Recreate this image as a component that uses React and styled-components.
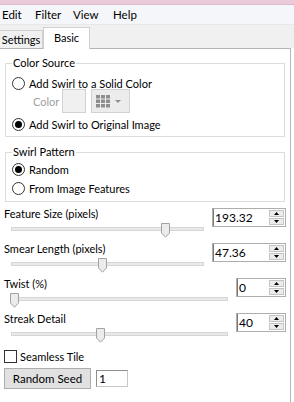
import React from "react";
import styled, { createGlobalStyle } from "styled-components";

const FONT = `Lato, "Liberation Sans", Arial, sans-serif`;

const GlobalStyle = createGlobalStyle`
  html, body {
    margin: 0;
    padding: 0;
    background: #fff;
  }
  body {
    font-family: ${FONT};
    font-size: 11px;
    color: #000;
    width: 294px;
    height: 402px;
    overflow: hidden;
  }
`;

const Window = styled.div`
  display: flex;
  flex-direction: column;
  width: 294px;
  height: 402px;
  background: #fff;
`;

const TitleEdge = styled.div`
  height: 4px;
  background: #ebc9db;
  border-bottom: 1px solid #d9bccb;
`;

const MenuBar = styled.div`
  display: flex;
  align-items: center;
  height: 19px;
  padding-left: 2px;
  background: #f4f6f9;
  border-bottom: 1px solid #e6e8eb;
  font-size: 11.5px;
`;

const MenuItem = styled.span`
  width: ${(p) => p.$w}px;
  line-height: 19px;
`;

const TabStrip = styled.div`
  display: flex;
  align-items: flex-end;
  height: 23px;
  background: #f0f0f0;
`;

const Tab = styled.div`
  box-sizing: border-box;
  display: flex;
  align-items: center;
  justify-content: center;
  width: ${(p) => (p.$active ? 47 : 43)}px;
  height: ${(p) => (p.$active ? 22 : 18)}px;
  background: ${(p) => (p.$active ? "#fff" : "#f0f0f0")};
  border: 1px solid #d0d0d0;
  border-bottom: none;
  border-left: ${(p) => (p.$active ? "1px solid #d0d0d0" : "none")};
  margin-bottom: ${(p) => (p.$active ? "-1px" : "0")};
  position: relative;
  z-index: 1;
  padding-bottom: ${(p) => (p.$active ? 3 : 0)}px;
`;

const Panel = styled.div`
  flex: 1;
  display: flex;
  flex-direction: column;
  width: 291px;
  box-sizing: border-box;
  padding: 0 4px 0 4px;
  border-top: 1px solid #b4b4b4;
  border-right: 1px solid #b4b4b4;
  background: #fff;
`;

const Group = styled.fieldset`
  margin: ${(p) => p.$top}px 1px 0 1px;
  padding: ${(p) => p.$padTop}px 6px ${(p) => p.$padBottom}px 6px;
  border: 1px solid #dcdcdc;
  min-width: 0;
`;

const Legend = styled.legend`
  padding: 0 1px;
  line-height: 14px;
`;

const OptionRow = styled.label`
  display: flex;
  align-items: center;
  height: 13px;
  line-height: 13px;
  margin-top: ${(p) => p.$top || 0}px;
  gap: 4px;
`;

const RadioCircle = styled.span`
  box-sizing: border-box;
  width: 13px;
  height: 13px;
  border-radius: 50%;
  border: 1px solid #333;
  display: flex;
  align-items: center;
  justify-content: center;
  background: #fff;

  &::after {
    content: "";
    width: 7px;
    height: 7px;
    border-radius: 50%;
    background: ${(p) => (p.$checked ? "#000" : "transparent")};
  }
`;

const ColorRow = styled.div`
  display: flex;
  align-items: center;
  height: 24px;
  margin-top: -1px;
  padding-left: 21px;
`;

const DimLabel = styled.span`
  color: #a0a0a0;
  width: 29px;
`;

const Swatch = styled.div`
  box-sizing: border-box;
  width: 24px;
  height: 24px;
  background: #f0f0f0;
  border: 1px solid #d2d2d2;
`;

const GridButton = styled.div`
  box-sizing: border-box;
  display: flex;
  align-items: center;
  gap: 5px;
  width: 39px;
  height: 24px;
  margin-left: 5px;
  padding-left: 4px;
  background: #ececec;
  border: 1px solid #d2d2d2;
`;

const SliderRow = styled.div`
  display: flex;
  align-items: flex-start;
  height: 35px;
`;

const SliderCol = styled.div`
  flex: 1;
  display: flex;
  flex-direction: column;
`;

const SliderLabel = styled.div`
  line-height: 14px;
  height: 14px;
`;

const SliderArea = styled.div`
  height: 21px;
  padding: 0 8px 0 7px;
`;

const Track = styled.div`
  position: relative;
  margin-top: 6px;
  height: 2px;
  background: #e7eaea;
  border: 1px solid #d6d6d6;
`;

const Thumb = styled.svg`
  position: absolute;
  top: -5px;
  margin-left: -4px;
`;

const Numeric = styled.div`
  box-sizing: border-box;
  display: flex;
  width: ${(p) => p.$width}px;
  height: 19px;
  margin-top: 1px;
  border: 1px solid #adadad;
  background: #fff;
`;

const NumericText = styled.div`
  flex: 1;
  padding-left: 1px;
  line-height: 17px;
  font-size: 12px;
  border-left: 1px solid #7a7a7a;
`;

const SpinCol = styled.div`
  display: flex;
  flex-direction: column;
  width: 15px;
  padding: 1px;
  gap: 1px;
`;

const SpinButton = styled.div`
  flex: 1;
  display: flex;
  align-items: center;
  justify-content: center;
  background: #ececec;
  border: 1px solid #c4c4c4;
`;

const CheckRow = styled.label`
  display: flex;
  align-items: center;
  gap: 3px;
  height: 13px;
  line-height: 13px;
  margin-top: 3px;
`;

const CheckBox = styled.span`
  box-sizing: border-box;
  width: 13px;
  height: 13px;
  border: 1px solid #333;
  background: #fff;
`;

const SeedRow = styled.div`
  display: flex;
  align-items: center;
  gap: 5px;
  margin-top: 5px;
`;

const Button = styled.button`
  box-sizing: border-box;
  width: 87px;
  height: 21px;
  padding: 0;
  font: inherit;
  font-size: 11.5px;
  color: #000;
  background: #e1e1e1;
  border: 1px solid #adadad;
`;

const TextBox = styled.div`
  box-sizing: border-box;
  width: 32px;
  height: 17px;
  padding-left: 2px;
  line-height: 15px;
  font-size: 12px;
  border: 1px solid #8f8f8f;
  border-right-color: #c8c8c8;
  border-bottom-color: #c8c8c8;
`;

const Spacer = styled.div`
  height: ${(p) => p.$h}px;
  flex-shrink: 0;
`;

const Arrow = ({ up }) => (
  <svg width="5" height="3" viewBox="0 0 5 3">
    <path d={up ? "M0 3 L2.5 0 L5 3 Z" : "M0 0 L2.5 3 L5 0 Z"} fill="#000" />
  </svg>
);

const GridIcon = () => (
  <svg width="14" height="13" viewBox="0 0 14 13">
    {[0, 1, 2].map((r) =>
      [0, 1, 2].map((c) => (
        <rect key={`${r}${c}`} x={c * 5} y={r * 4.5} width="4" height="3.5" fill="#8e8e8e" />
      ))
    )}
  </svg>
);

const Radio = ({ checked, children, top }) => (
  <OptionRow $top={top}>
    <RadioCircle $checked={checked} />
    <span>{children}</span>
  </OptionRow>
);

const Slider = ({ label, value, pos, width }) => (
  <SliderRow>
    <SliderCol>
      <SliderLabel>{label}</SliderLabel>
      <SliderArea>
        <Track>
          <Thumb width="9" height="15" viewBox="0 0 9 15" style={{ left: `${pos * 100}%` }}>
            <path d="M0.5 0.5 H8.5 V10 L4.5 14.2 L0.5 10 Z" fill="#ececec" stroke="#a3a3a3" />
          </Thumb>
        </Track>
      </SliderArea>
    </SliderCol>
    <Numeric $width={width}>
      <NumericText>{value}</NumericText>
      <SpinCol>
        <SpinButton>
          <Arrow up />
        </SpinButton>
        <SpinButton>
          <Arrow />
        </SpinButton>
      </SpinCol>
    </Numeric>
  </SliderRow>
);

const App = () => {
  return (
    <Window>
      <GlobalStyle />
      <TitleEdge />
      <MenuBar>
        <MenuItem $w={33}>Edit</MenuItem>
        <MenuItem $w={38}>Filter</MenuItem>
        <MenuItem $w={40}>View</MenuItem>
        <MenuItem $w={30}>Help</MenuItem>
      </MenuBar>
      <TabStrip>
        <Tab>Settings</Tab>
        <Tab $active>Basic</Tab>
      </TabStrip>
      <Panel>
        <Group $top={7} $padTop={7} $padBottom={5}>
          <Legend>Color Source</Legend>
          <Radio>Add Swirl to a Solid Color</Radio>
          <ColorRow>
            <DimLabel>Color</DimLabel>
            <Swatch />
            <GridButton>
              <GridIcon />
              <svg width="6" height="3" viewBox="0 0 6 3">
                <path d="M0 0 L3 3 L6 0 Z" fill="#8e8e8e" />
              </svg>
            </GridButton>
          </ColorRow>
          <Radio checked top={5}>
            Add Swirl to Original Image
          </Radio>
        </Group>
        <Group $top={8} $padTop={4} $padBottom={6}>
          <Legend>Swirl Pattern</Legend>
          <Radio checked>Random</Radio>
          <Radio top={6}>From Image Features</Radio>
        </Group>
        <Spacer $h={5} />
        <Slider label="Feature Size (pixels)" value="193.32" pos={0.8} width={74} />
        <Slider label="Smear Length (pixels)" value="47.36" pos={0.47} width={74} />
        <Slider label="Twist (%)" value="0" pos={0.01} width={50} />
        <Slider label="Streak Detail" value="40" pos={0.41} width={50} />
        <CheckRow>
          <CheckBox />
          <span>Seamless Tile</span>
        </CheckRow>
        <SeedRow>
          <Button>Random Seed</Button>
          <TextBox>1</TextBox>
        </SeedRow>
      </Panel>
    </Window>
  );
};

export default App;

-- -- --

* _THE PROBLEM_
Copy each line holding the word "components" from the listing above.

* _CORRECT OUTPUT_
Recreate this image as a component that uses React and styled-components.
import styled, { createGlobalStyle } from "styled-components";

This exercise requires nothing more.